Moreover, the customer may want the bench to be fixed or to be removable. Lots of questions may arise when thinking about the functionalities and characteristics of the future product. It is recommended to deploy the concept of the Minimum Viable Product and to provide it to the client before the actual works start. After you get a response from the client, you are ready for full-scale software production.

On the other hand, if you pay lots of attention to the compartmentalizing of the business requirements, Waterfall can be your pick. However, you have to be prepared to receive a huge amount of communication and graphics when solving the task delivered by the client.

Now you are almost there. Draft a plan of the activities to be performed, including the exact timetable showing the duration of each work. At this stage, assure yourself that existing limitations such as productivity of the system or storage volume have been taken into consideration and the functionality of your product is secured even under the specified conditions.

For instance, make sure that your bench won’t be doing when it heavily rains for three months per year.
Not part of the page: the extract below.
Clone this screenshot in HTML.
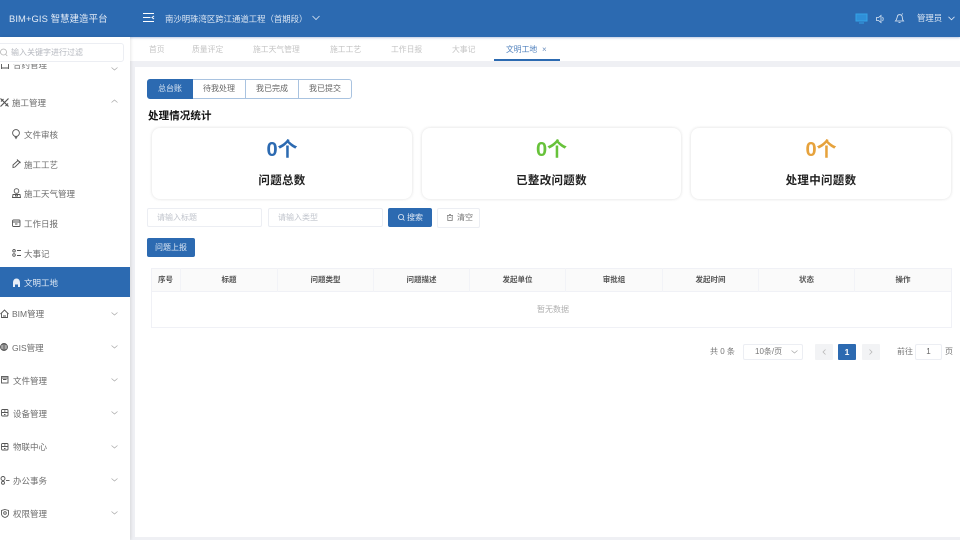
<!DOCTYPE html>
<html lang="zh"><head><meta charset="utf-8"><title>BIM+GIS 智慧建造平台</title>
<style>
*{box-sizing:border-box;margin:0;padding:0}
html,body{width:960px;height:540px;overflow:hidden;background:#eff0f4;font-family:"Liberation Sans","Noto Sans CJK SC",sans-serif}
#root{position:absolute;left:0;top:0;width:960px;height:540px;overflow:hidden;filter:blur(.3px)}
.a{position:absolute;white-space:nowrap}
svg{position:absolute;overflow:visible;fill:none}
#content{position:absolute;left:135px;top:67px;width:825px;height:470px;background:#fff}
#side{position:absolute;left:0;top:37px;width:130px;height:503px;background:#fff;box-shadow:1px 0 3px rgba(0,0,0,.1);overflow:hidden}
#hdr{position:absolute;left:0;top:0;width:960px;height:37px;background:#2c6ab1;box-shadow:0 1px 2px rgba(40,80,160,.3)}
#tabs{position:absolute;left:130px;top:37px;width:830px;height:24px;background:#fff}
.tab{position:absolute;top:7px;font-size:7.8px;line-height:11px;color:#c4c4c4}
.m{position:absolute;font-size:8.5px;line-height:12px;color:#6c6c6c;white-space:nowrap}
.ic{stroke:#555;stroke-width:.9}
.ar{stroke:#aaa;stroke-width:.7}
.card{position:absolute;top:128px;height:71px;background:#fff;border-radius:8px;box-shadow:0 0 3px rgba(0,0,0,.14)}
.num{position:absolute;left:0;right:0;top:9px;text-align:center;font-size:20px;line-height:26px;font-weight:700}
.lab{position:absolute;left:0;right:0;top:45px;text-align:center;font-size:11.5px;line-height:16px;font-weight:700;color:#222;letter-spacing:.3px}
.seg{position:absolute;top:79px;height:20px;border:1px solid #a9c3e0;border-left:0;background:#fff;color:#666;font-size:8px;line-height:18px;text-align:center}
.inp{position:absolute;top:208px;width:115px;height:19px;border:1px solid #eceef3;border-radius:2px;font-size:8px;line-height:17px;color:#c0c4cc;padding-left:9px;background:#fff}
.th{position:absolute;top:268px;height:24px;font-size:7.5px;font-weight:700;color:#555;line-height:24px;text-align:center;border-right:1px solid #f2f3f7}
</style></head>
<body>
<div id="root">
<div id="content"></div>

<div id="tabs">
<span class="tab" style="left:19px">首页</span>
<span class="tab" style="left:62px">质量评定</span>
<span class="tab" style="left:123px">施工天气管理</span>
<span class="tab" style="left:200px">施工工艺</span>
<span class="tab" style="left:261px">工作日报</span>
<span class="tab" style="left:322px">大事记</span>
<span class="tab" style="left:376px;color:#4f80bd">文明工地</span>
<span class="tab" style="left:412px;color:#6d8fbd;font-size:8px">×</span>
<div class="a" style="left:364px;top:22px;width:66px;height:2px;background:#2c6ab1"></div>
</div>

<div id="hdr">
<span class="a" style="left:9px;top:12px;font-size:9.4px;line-height:14px;color:#e4ecf6;letter-spacing:.1px">BIM+GIS 智慧建造平台</span>
<svg style="left:143px;top:13px" width="12" height="10" stroke="#fff" stroke-width="1"><path d="M0 .5H11M0 4.500H7.500M0 8.500H11M11 3 9 4.500 11 6"/></svg>
<span class="a" style="left:165px;top:12px;font-size:8.4px;line-height:14px;color:#dbe6f3">南沙明珠湾区跨江通道工程（首期段）</span>
<svg style="left:312px;top:15px" width="8" height="6" stroke="#dbe6f3" stroke-width=".8"><path d="M.5 1 4 4.500 7.500 1"/></svg>
<svg style="left:856px;top:14px" width="11" height="10"><path d="M0 0H11V7H0ZM3 9H8" stroke="#34a3e6" stroke-width="1" fill="#2f8fd8"/></svg>
<svg style="left:876px;top:15px" width="9" height="8" stroke="#dbe6f3" stroke-width=".8"><path d="M.5 2.500H2.500L5 .5V7.500L2.500 5.500H.5ZM6.500 2C7.400 3 7.400 5 6.500 6"/></svg>
<svg style="left:895px;top:13px" width="9" height="10" stroke="#e6edf6" stroke-width=".8"><path d="M.5 8H8.500C7 6.500 7.500 4.500 7 3 6.500 1.500 3 1 2.500 3 2 4.500 2 6.500.5 8ZM3.500 9.500H5.500M6.800 1.500l1-1"/></svg>
<span class="a" style="left:917px;top:11px;font-size:8.4px;line-height:14px;color:#dbe6f3">管理员</span>
<svg style="left:948px;top:16px" width="7" height="5" stroke="#dbe6f3" stroke-width=".8"><path d="M.5.800 3.500 3.800 6.500.800"/></svg>
</div>

<div id="side">
<div class="a" style="left:-5px;top:6px;width:129px;height:19px;border:1px solid #eceef3;border-radius:3px;background:#fff"></div>
<svg style="left:0;top:11px" width="8" height="9" stroke="#b5b5b5" stroke-width=".8"><circle cx="3.500" cy="4" r="3"/><path d="M5.800 6.500 7.300 8"/></svg>
<span class="a" style="left:11px;top:10px;font-size:8px;line-height:11px;color:#b5b8bf">输入关键字进行过滤</span>

<span class="m" style="left:13px;top:27px;height:5px;overflow:hidden;line-height:2px">合约管理</span>
<svg class="ic" style="left:1px;top:27px" width="8" height="5"><path d="M.5 5V0M7.500 5V0M.5 4H7.500"/></svg>
<svg class="ar" style="left:111px;top:30px" width="7" height="4"><path d="M.5.500 3.500 3 6.500.500"/></svg>

<svg class="ic" style="left:0;top:61px;stroke:#555;stroke-width:1.200" width="9" height="9"><path d="M.5.500 8.500 8.500M8.500.500 .5 8.500M1 3.500 3.500 1M5.500 8 8 5.500"/></svg>
<span class="m" style="left:12px;top:60px">施工管理</span>
<svg class="ar" style="left:111px;top:62px" width="7" height="4"><path d="M.5 3.500 3.500 1 6.500 3.500"/></svg>

<svg class="ic" style="left:12px;top:92px" width="8" height="10"><circle cx="4" cy="4" r="3.400"/><path d="M2.800 7.500 4 9.500 5.200 7.500"/></svg>
<span class="m" style="left:24px;top:92px">文件审核</span>
<svg class="ic" style="left:12px;top:122px" width="9" height="9"><path d="M1 8.500V6L6 1.500 8 3 3 8ZM5 .5 8.500 4"/></svg>
<span class="m" style="left:24px;top:122px">施工工艺</span>
<svg class="ic" style="left:12px;top:151px" width="9" height="10"><circle cx="4.500" cy="3" r="2.300"/><path d="M1 6.500H8L8.500 9.500H.5ZM3.500 6V8H5.500V6"/></svg>
<span class="m" style="left:24px;top:151px">施工天气管理</span>
<svg class="ic" style="left:12px;top:182px" width="9" height="8"><rect x=".5" y="1" width="7.500" height="6.500" rx="1"/><path d="M.5 3H8M3 5H5.500"/></svg>
<span class="m" style="left:24px;top:181px">工作日报</span>
<svg class="ic" style="left:12px;top:212px" width="9" height="8"><path d="M5 1.500H9M5 6.500H9"/><circle cx="2" cy="1.800" r="1.300"/><circle cx="2" cy="6" r="1.300"/></svg>
<span class="m" style="left:24px;top:211px">大事记</span>

<div class="a" style="left:0;top:230px;width:130px;height:30px;background:#2c6ab1"></div>
<svg style="left:12px;top:241px" width="9" height="9"><path d="M1 9V5C1 2 2.500.5 4.500.5S8 2 8 5V9H6V6.500H3V9Z" fill="#e8eef7"/></svg>
<span class="m" style="left:24px;top:240px;color:#dfe9f5">文明工地</span>

<svg class="ic" style="left:0;top:272px" width="9" height="9"><path d="M.5 5 4.500 1 8.500 5M1.500 4.500V8.500H7.500V4.500M3 7H6"/></svg>
<span class="m" style="left:12px;top:271px">BIM管理</span>
<svg class="ar" style="left:111px;top:275px" width="7" height="4"><path d="M.5.500 3.500 3 6.500.500"/></svg>

<svg class="ic" style="left:0;top:306px" width="8" height="8"><circle cx="4" cy="4" r="3.500"/><path d="M.5 4H7.500M4 .5V7.500M1 2H7M1 6H7"/></svg>
<span class="m" style="left:12px;top:305px">GIS管理</span>
<svg class="ar" style="left:111px;top:308px" width="7" height="4"><path d="M.5.500 3.500 3 6.500.500"/></svg>

<svg class="ic" style="left:1px;top:339px" width="8" height="8"><rect x=".5" y=".5" width="6.500" height="6.500"/><path d="M2 3.500H5.500M.5 2H7"/></svg>
<span class="m" style="left:13px;top:338px">文件管理</span>
<svg class="ar" style="left:111px;top:341px" width="7" height="4"><path d="M.5.500 3.500 3 6.500.500"/></svg>

<svg class="ic" style="left:1px;top:372px" width="8" height="8"><rect x=".5" y=".5" width="6.500" height="6.500" rx="1"/><path d="M.5 3.500H7M3 2H4.500M3 5.500H4.500"/></svg>
<span class="m" style="left:13px;top:371px">设备管理</span>
<svg class="ar" style="left:111px;top:374px" width="7" height="4"><path d="M.5.500 3.500 3 6.500.500"/></svg>

<svg class="ic" style="left:1px;top:406px" width="8" height="8"><rect x=".5" y=".5" width="6.500" height="6.500" rx="1"/><path d="M.5 3.500H7M3 2H4.500M3 5.500H4.500"/></svg>
<span class="m" style="left:13px;top:404px">物联中心</span>
<svg class="ar" style="left:111px;top:408px" width="7" height="4"><path d="M.5.500 3.500 3 6.500.500"/></svg>

<svg class="ic" style="left:0;top:439px" width="10" height="9"><circle cx="3" cy="2.500" r="2"/><circle cx="3" cy="6.800" r="1.500"/><path d="M6 4.500H9.500"/></svg>
<span class="m" style="left:13px;top:438px">办公事务</span>
<svg class="ar" style="left:111px;top:441px" width="7" height="4"><path d="M.5.500 3.500 3 6.500.500"/></svg>

<svg class="ic" style="left:1px;top:472px" width="8" height="9"><path d="M4 .5 7.500 1.500V5C7.500 7 5.500 8 4 8.500 2.500 8 .5 7 .5 5V1.500Z"/><circle cx="4" cy="4" r="1.300"/></svg>
<span class="m" style="left:13px;top:471px">权限管理</span>
<svg class="ar" style="left:111px;top:474px" width="7" height="4"><path d="M.5.500 3.500 3 6.500.500"/></svg>
</div>

<div class="seg" style="left:147px;width:46px;background:#2c6ab1;border:1px solid #2c6ab1;color:#d9e5f3;border-radius:3px 0 0 3px">总台账</div>
<div class="seg" style="left:193px;width:53px">待我处理</div>
<div class="seg" style="left:246px;width:53px">我已完成</div>
<div class="seg" style="left:299px;width:53px;border-radius:0 3px 3px 0">我已提交</div>

<span class="a" style="left:148px;top:109px;font-size:10.500px;line-height:15px;font-weight:700;color:#111;letter-spacing:.1px">处理情况统计</span>

<div class="card" style="left:152px;width:260px"><div class="num" style="color:#2c6ab1">0个</div><div class="lab">问题总数</div></div>
<div class="card" style="left:422px;width:259px"><div class="num" style="color:#67c23a">0个</div><div class="lab">已整改问题数</div></div>
<div class="card" style="left:691px;width:260px"><div class="num" style="color:#e6a23c">0个</div><div class="lab">处理中问题数</div></div>

<div class="inp" style="left:147px">请输入标题</div>
<div class="inp" style="left:268px">请输入类型</div>
<div class="a" style="left:388px;top:208px;width:44px;height:19px;background:#2c6ab1;border-radius:2px;color:#dce7f4;font-size:8px;line-height:19px;padding-left:19px">搜索</div>
<svg style="left:398px;top:214px" width="7" height="7" stroke="#e4ecf6" stroke-width=".8"><circle cx="3" cy="3" r="2.600"/><path d="M5 5 6.500 6.500"/></svg>
<div class="a" style="left:437px;top:208px;width:43px;height:20px;background:#fff;border:1px solid #eceef3;border-radius:2px;color:#777;font-size:8px;line-height:18px;padding-left:19px">清空</div>
<svg style="left:447px;top:214px" width="6" height="7" stroke="#777" stroke-width=".8"><path d="M.8 1.500H5.200V6.500H.8ZM0 1.500H6M2 .5H4M2.200 3.500H3.800"/></svg>

<div class="a" style="left:147px;top:238px;width:48px;height:19px;background:#2c6ab1;border-radius:2px;color:#dce7f4;font-size:8px;line-height:19px;text-align:center">问题上报</div>

<div class="a" style="left:151px;top:268px;width:801px;height:60px;border:1px solid #f0f1f6;background:#fff"></div>
<div class="a" style="left:151px;top:268px;width:801px;height:24px;background:#fafafa;border:1px solid #f0f1f6"></div>
<div class="th" style="left:151px;width:30px">序号</div>
<div class="th" style="left:181px;width:97px">标题</div>
<div class="th" style="left:278px;width:96px">问题类型</div>
<div class="th" style="left:374px;width:96px">问题描述</div>
<div class="th" style="left:470px;width:96px">发起单位</div>
<div class="th" style="left:566px;width:97px">审批组</div>
<div class="th" style="left:663px;width:96px">发起时间</div>
<div class="th" style="left:759px;width:96px">状态</div>
<div class="th" style="left:855px;width:96px;border-right:0">操作</div>
<span class="a" style="left:537px;top:304px;font-size:8px;line-height:11px;color:#b0b0b0">暂无数据</span>

<span class="a" style="left:710px;top:346px;font-size:8px;line-height:12px;color:#777">共 0 条</span>
<div class="a" style="left:743px;top:344px;width:60px;height:16px;border:1px solid #eceef3;border-radius:2px;background:#fff;font-size:8px;line-height:14px;color:#777;padding-left:11px">10条/页</div>
<svg class="ar" style="left:791px;top:350px" width="7" height="4"><path d="M.5.500 3.500 3 6.500.500"/></svg>
<div class="a" style="left:815px;top:344px;width:18px;height:16px;background:#f2f3f5;border-radius:1px"></div>
<svg style="left:822px;top:349px" width="4" height="6" stroke="#b8b8b8" stroke-width=".8"><path d="M3.500.5 1 3 3.500 5.500"/></svg>
<div class="a" style="left:838px;top:344px;width:18px;height:16px;background:#2c6ab1;border-radius:1px;color:#fff;font-size:8.500px;font-weight:700;line-height:16px;text-align:center">1</div>
<div class="a" style="left:862px;top:344px;width:18px;height:16px;background:#f2f3f5;border-radius:1px"></div>
<svg style="left:869px;top:349px" width="4" height="6" stroke="#b8b8b8" stroke-width=".8"><path d="M.5.5 3 3 .5 5.500"/></svg>
<span class="a" style="left:897px;top:346px;font-size:8px;line-height:12px;color:#777">前往</span>
<div class="a" style="left:915px;top:344px;width:27px;height:16px;border:1px solid #eceef3;border-radius:2px;background:#fff;font-size:8px;line-height:14px;color:#666;text-align:center">1</div>
<span class="a" style="left:945px;top:346px;font-size:8px;line-height:12px;color:#777">页</span>
</div>
</body></html>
Besides, it is worthwhile to keep in mind that there are other factors that may influence the feasibility of the project: for example, sudden changes in the structure of the development team are likely to lead to modification of the project performance plan, which, in turn, may require slight changing the design of the product as well.

Roasting snow in a furnace by matching the business requirements, technical specifications, and functional capabilities is a hard challenge but managing the issues of practicality and functionality allows making the first step. Obtaining a sufficient understanding of the business request, compartmentalizing the request into the administrable elements, and drawing the plan of works is a key to successfully aligning the customer’s needs and computational capacities.